Output the material word for word. Leave each picture out.

══ Supplied material

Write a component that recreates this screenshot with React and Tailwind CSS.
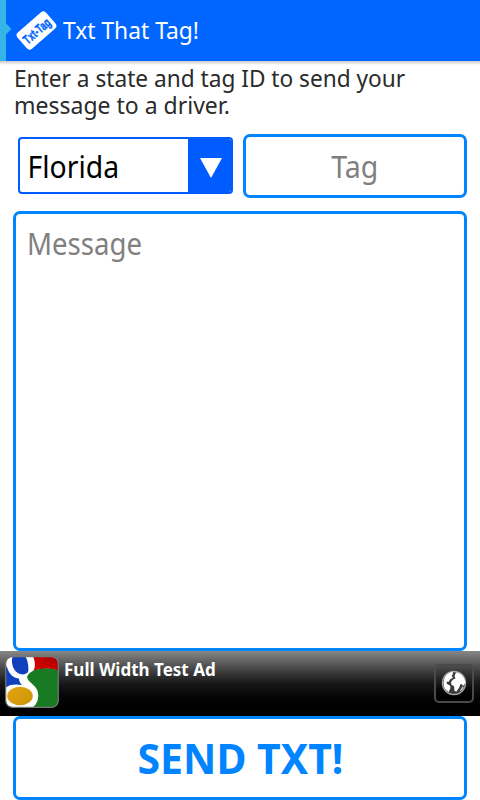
function TagLogo() {
  return (
    <svg className="block h-[42px] w-[42px] shrink-0 overflow-visible" viewBox="0 0 42 42">
      <g transform="translate(21.5 20.5) rotate(-41)">
        <rect x="-19" y="-10.8" width="38" height="21.6" rx="4" fill="#fff" />
        <g transform="scale(0.66 1)">
          <text
            x="0"
            y="5"
            textAnchor="middle"
            fontFamily="'Liberation Sans', Arial, sans-serif"
            fontWeight="700"
            fontSize="13"
            letterSpacing="0.3"
            fill="#0066ff"
            stroke="#0066ff"
            strokeWidth="0.5"
          >
            Txt-Tag
          </text>
        </g>
      </g>
    </svg>
  );
}

function GoogleIcon() {
  return (
    <svg className="block h-[52px] w-[54px] shrink-0" viewBox="0 0 54 52">
      <defs>
        <clipPath id="tile">
          <rect x="1" y="1" width="52" height="50" rx="6" />
        </clipPath>
        <linearGradient id="red" x1="0" x2="1" y1="1" y2="0">
          <stop offset="0" stopColor="#e00000" />
          <stop offset="1" stopColor="#a80000" />
        </linearGradient>
        <linearGradient id="gold" x1="0" x2="1" y1="0" y2="1">
          <stop offset="0" stopColor="#e0a810" />
          <stop offset="1" stopColor="#cf9208" />
        </linearGradient>
      </defs>
      <g clipPath="url(#tile)">
        <rect width="54" height="52" fill="#fff" />
        <path d="M28 0H54V15C45 12 37 12 28 15C31 11 30 5 28 0Z" fill="url(#red)" />
        <path d="M22 21C24 15 32 12.500 41 12.500C46 12.500 50 13 54 15V52H27C32 48 34 43 33 37C32 29 23 27 22 21Z" fill="#187a22" />
        <path d="M8 0H20C23 4 24 12 23 16C20 20 12 19 9 13C7 9 6 4 8 0Z" fill="#1040bc" />
        <path d="M0 9L2 11C4 18 8 22 14 22.500C14 25 15 27 17 29C11 28 5 28 0 32Z" fill="#1040bc" />
        <ellipse cx="15" cy="40" rx="12.800" ry="9.200" fill="url(#gold)" />
      </g>
      <rect x="0.7" y="0.7" width="52.6" height="50.6" rx="6.5" fill="none" stroke="#777" strokeWidth="1.2" />
    </svg>
  );
}

function GlobeIcon() {
  return (
    <svg className="block h-[26px] w-[26px]" viewBox="0 0 26 26">
      <circle cx="13" cy="13" r="11.500" fill="#3a3a3a" stroke="#aaa" strokeWidth="1.4" />
      <path d="M4 7C6 3.500 9 2 12 2L11.500 5L10.500 6L12 7.500L9 9.500L7.500 12L5.500 11.500L6 14L9 15.500L9.500 18L8.500 20L8 22C3 20 1 14 4 7Z" fill="#fff" />
      <path d="M15 2.500C20 3 24 7 24.300 13L22 16L20.500 14L19.500 14L18.500 17L15.500 21.500L13.500 21L13 16L10.500 15L10 12L12 9.500L14.500 8.500L13.500 6Z" fill="#fff" />
      <path d="M21 17L23 16.500L21 20L18.500 21.500Z" fill="#ccc" />
    </svg>
  );
}

export default function App() {
  return (
    <div className="flex h-[800px] w-[480px] flex-col overflow-hidden bg-white font-['Noto_Sans','Open_Sans',sans-serif]">
      <header className="flex h-[61px] shrink-0 bg-[#0066ff]">
        <div className="h-full w-1.5 bg-[#33b5e5]" />
        <svg className="block h-[61px] w-[9px]" viewBox="0 0 9 61">
          <path d="M0 23.5L5.5 29L0 34.5Z" fill="#33b5e5" />
        </svg>
        <div className="flex h-[61px] items-center">
          <TagLogo />
          <h1 className="ml-[6px] origin-left scale-x-[0.95] whitespace-nowrap pb-[2px] text-[24px] leading-[58px] text-white">Txt That Tag!</h1>
        </div>
      </header>
      <div className="h-[4px] shrink-0 bg-gradient-to-b from-[#c9c9c9] to-white" />

      <div className="h-[69px] shrink-0 whitespace-nowrap pl-[14px] text-[23px] leading-[27px] text-[#2b2b2b]">
        <p className="origin-left scale-x-[0.985]">Enter a state and tag ID to send your</p>
        <p>message to a driver.</p>
      </div>

      <div className="flex h-[77px] shrink-0 pl-[18px]">
        <div className="mt-[3px] flex h-[57px] w-[215px] overflow-hidden rounded-[4px] border-2 border-[#005cff]">
          <span className="flex-1 origin-left scale-x-[0.945] pl-[8px] text-[30px] leading-[55px] text-black">Florida</span>
          <span className="flex w-[43px] items-center justify-center bg-[#005cff]">
            <svg className="ml-[2px] mt-[4px] block h-5 w-[22px]" viewBox="0 0 22 20">
              <path d="M0 0H22L11 20Z" fill="#fff" />
            </svg>
          </span>
        </div>
        <div className="ml-[10px] h-[64px] w-[224px] rounded-[7px] border-3 border-[#0084ff] text-center text-[30px] leading-[60px] text-[#808080]">
          <span className="inline-block scale-x-[0.95]">Tag</span>
        </div>
      </div>

      <div className="mx-[13px] h-[440px] shrink-0 rounded-[7px] border-3 border-[#0084ff] pl-[11px] pt-[10px] text-[30px] leading-[40px] text-[#808080]">
        <span className="inline-block origin-left scale-x-[0.92]">Message</span>
      </div>

      <div className="flex h-[65px] shrink-0 bg-gradient-to-b from-[#888888] via-[#181818] via-50% to-black pl-[5px] pt-[5px]">
        <GoogleIcon />
        <span className="ml-[5px] mt-[3px] flex-1 text-[17px] font-bold leading-[22px] text-white">Full Width Test Ad</span>
        <div className="mr-[6px] mt-2 flex h-[39px] w-[40px] items-center justify-center rounded-[5px] border-2 border-[#4a4a4a] bg-gradient-to-b from-[#4c4c4c] to-black pb-[2px]">
          <GlobeIcon />
        </div>
      </div>

      <div className="mx-[13px] h-[84px] shrink-0 rounded-[7px] border-3 border-[#0084ff] text-center text-[42px] font-bold leading-[78px] text-[#0084ff]">
        <span className="inline-block scale-x-[0.976]">SEND TXT!</span>
      </div>
    </div>
  );
}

════

_Completed exercise_
Write a component that recreates this screenshot with React and Tailwind CSS.
function TagLogo() {
  return (
    <svg className="block h-[42px] w-[42px] shrink-0 overflow-visible" viewBox="0 0 42 42">
      <g transform="translate(21.5 20.5) rotate(-41)">
        <rect x="-19" y="-10.8" width="38" height="21.6" rx="4" fill="#fff" />
        <g transform="scale(0.66 1)">
          <text
            x="0"
            y="5"
            textAnchor="middle"
            fontFamily="'Liberation Sans', Arial, sans-serif"
            fontWeight="700"
            fontSize="13"
            letterSpacing="0.3"
            fill="#0066ff"
            stroke="#0066ff"
            strokeWidth="0.5"
          >
            Txt-Tag
          </text>
        </g>
      </g>
    </svg>
  );
}

function GoogleIcon() {
  return (
    <svg className="block h-[52px] w-[54px] shrink-0" viewBox="0 0 54 52">
      <defs>
        <clipPath id="tile">
          <rect x="1" y="1" width="52" height="50" rx="6" />
        </clipPath>
        <linearGradient id="red" x1="0" x2="1" y1="1" y2="0">
          <stop offset="0" stopColor="#e00000" />
          <stop offset="1" stopColor="#a80000" />
        </linearGradient>
        <linearGradient id="gold" x1="0" x2="1" y1="0" y2="1">
          <stop offset="0" stopColor="#e0a810" />
          <stop offset="1" stopColor="#cf9208" />
        </linearGradient>
      </defs>
      <g clipPath="url(#tile)">
        <rect width="54" height="52" fill="#fff" />
        <path d="M28 0H54V15C45 12 37 12 28 15C31 11 30 5 28 0Z" fill="url(#red)" />
        <path d="M22 21C24 15 32 12.500 41 12.500C46 12.500 50 13 54 15V52H27C32 48 34 43 33 37C32 29 23 27 22 21Z" fill="#187a22" />
        <path d="M8 0H20C23 4 24 12 23 16C20 20 12 19 9 13C7 9 6 4 8 0Z" fill="#1040bc" />
        <path d="M0 9L2 11C4 18 8 22 14 22.500C14 25 15 27 17 29C11 28 5 28 0 32Z" fill="#1040bc" />
        <ellipse cx="15" cy="40" rx="12.800" ry="9.200" fill="url(#gold)" />
      </g>
      <rect x="0.7" y="0.7" width="52.6" height="50.6" rx="6.5" fill="none" stroke="#777" strokeWidth="1.2" />
    </svg>
  );
}

function GlobeIcon() {
  return (
    <svg className="block h-[26px] w-[26px]" viewBox="0 0 26 26">
      <circle cx="13" cy="13" r="11.500" fill="#3a3a3a" stroke="#aaa" strokeWidth="1.4" />
      <path d="M4 7C6 3.500 9 2 12 2L11.500 5L10.500 6L12 7.500L9 9.500L7.500 12L5.500 11.500L6 14L9 15.500L9.500 18L8.500 20L8 22C3 20 1 14 4 7Z" fill="#fff" />
      <path d="M15 2.500C20 3 24 7 24.300 13L22 16L20.500 14L19.500 14L18.500 17L15.500 21.500L13.500 21L13 16L10.500 15L10 12L12 9.500L14.500 8.500L13.500 6Z" fill="#fff" />
      <path d="M21 17L23 16.500L21 20L18.500 21.500Z" fill="#ccc" />
    </svg>
  );
}

export default function App() {
  return (
    <div className="flex h-[800px] w-[480px] flex-col overflow-hidden bg-white font-['Noto_Sans','Open_Sans',sans-serif]">
      <header className="flex h-[61px] shrink-0 bg-[#0066ff]">
        <div className="h-full w-1.5 bg-[#33b5e5]" />
        <svg className="block h-[61px] w-[9px]" viewBox="0 0 9 61">
          <path d="M0 23.5L5.5 29L0 34.5Z" fill="#33b5e5" />
        </svg>
        <div className="flex h-[61px] items-center">
          <TagLogo />
          <h1 className="ml-[6px] origin-left scale-x-[0.95] whitespace-nowrap pb-[2px] text-[24px] leading-[58px] text-white">Txt That Tag!</h1>
        </div>
      </header>
      <div className="h-[4px] shrink-0 bg-gradient-to-b from-[#c9c9c9] to-white" />

      <div className="h-[69px] shrink-0 whitespace-nowrap pl-[14px] text-[23px] leading-[27px] text-[#2b2b2b]">
        <p className="origin-left scale-x-[0.985]">Enter a state and tag ID to send your</p>
        <p>message to a driver.</p>
      </div>

      <div className="flex h-[77px] shrink-0 pl-[18px]">
        <div className="mt-[3px] flex h-[57px] w-[215px] overflow-hidden rounded-[4px] border-2 border-[#005cff]">
          <span className="flex-1 origin-left scale-x-[0.945] pl-[8px] text-[30px] leading-[55px] text-black">Florida</span>
          <span className="flex w-[43px] items-center justify-center bg-[#005cff]">
            <svg className="ml-[2px] mt-[4px] block h-5 w-[22px]" viewBox="0 0 22 20">
              <path d="M0 0H22L11 20Z" fill="#fff" />
            </svg>
          </span>
        </div>
        <div className="ml-[10px] h-[64px] w-[224px] rounded-[7px] border-3 border-[#0084ff] text-center text-[30px] leading-[60px] text-[#808080]">
          <span className="inline-block scale-x-[0.95]">Tag</span>
        </div>
      </div>

      <div className="mx-[13px] h-[440px] shrink-0 rounded-[7px] border-3 border-[#0084ff] pl-[11px] pt-[10px] text-[30px] leading-[40px] text-[#808080]">
        <span className="inline-block origin-left scale-x-[0.92]">Message</span>
      </div>

      <div className="flex h-[65px] shrink-0 bg-gradient-to-b from-[#888888] via-[#181818] via-50% to-black pl-[5px] pt-[5px]">
        <GoogleIcon />
        <span className="ml-[5px] mt-[3px] flex-1 text-[17px] font-bold leading-[22px] text-white">Full Width Test Ad</span>
        <div className="mr-[6px] mt-2 flex h-[39px] w-[40px] items-center justify-center rounded-[5px] border-2 border-[#4a4a4a] bg-gradient-to-b from-[#4c4c4c] to-black pb-[2px]">
          <GlobeIcon />
        </div>
      </div>

      <div className="mx-[13px] h-[84px] shrink-0 rounded-[7px] border-3 border-[#0084ff] text-center text-[42px] font-bold leading-[78px] text-[#0084ff]">
        <span className="inline-block scale-x-[0.976]">SEND TXT!</span>
      </div>
    </div>
  );
}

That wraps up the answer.